In 1993 Paul Gilroy coined the term ‘The Black Atlantic’ to describe a ‘counterculture of modernity’ as well as a fusion of Black cultures with other cultures from around the Atlantic. His book had an enormous impact on the ways Black culture has been perceived and discussed within the field of cultural studies, stimulating ongoing critical debates. Afro-Modernism: Journeys through the Black Atlantic reflects this idea of the Atlantic Ocean as a ‘continent in negative’, a network of cultures encompassing Africa, North and South America, the Caribbean and Europe and traces real and imaginary routes taken by artists across the Atlantic from 1909 to today.

Liverpool’s location as a gateway to the Atlantic and the history and legacy of its involvement in slavery makes this exploration of Black Atlantic culture pertinent to the city and museum. The dispersal of people of Black African descent – many forcibly displaced by the slave trade – had a profound impact on art and culture that has been frequently overlooked or diminished.
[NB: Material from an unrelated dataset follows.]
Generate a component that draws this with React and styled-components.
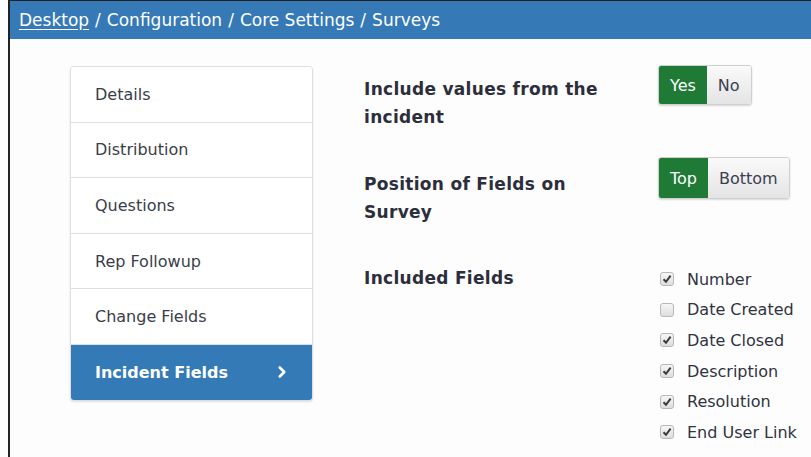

The exhibition is divided into seven chronological chapters, ranging from early 20th century avant-garde movements such as the Harlem Renaissance to current discussions addressing ‘Post-Black’ art. It opens up an alternative, transatlantic reading of Modernism and its impact on contemporary culture. Afro-Modernism: Journeys through the Black Atlantic features work by artists including Romare Bearden, Constantin Brancusi, Edward Burra, Renee Cox, Aaron Douglas, Walker Evans, Ellen Gallagher, David Hammons, Isaac Julien, Wilfredo Lam, Jacob Lawrence, Norman Lewis, Glenn Ligon, Ronald Moody, Wangechi Mutu, Uche Okeke, Hélio Oiticica, Pablo Picasso, Keith Piper, Tracey Rose and Kara Walker.

Afro-Modernism: Journeys through the Black Atlantic has been conceived and developed by Tanya Barson, Curator of International Art at Tate Modern and is curated by Tanya Barson and Peter Gorschlüter, Head of Exhibitions and Displays at Tate Liverpool. The exhibition will be accompanied by a fully illustrated catalogue with texts by recognised scholars in the field including Petrine Archer-Straw, Kobena Mercer, Huey Copeland and Glenn Ligon, Manthia Diawara and Edouard Glissant, and Courtney J. Martin.

1 comment:

  1. I was so excited about this show, thanks for posting photos!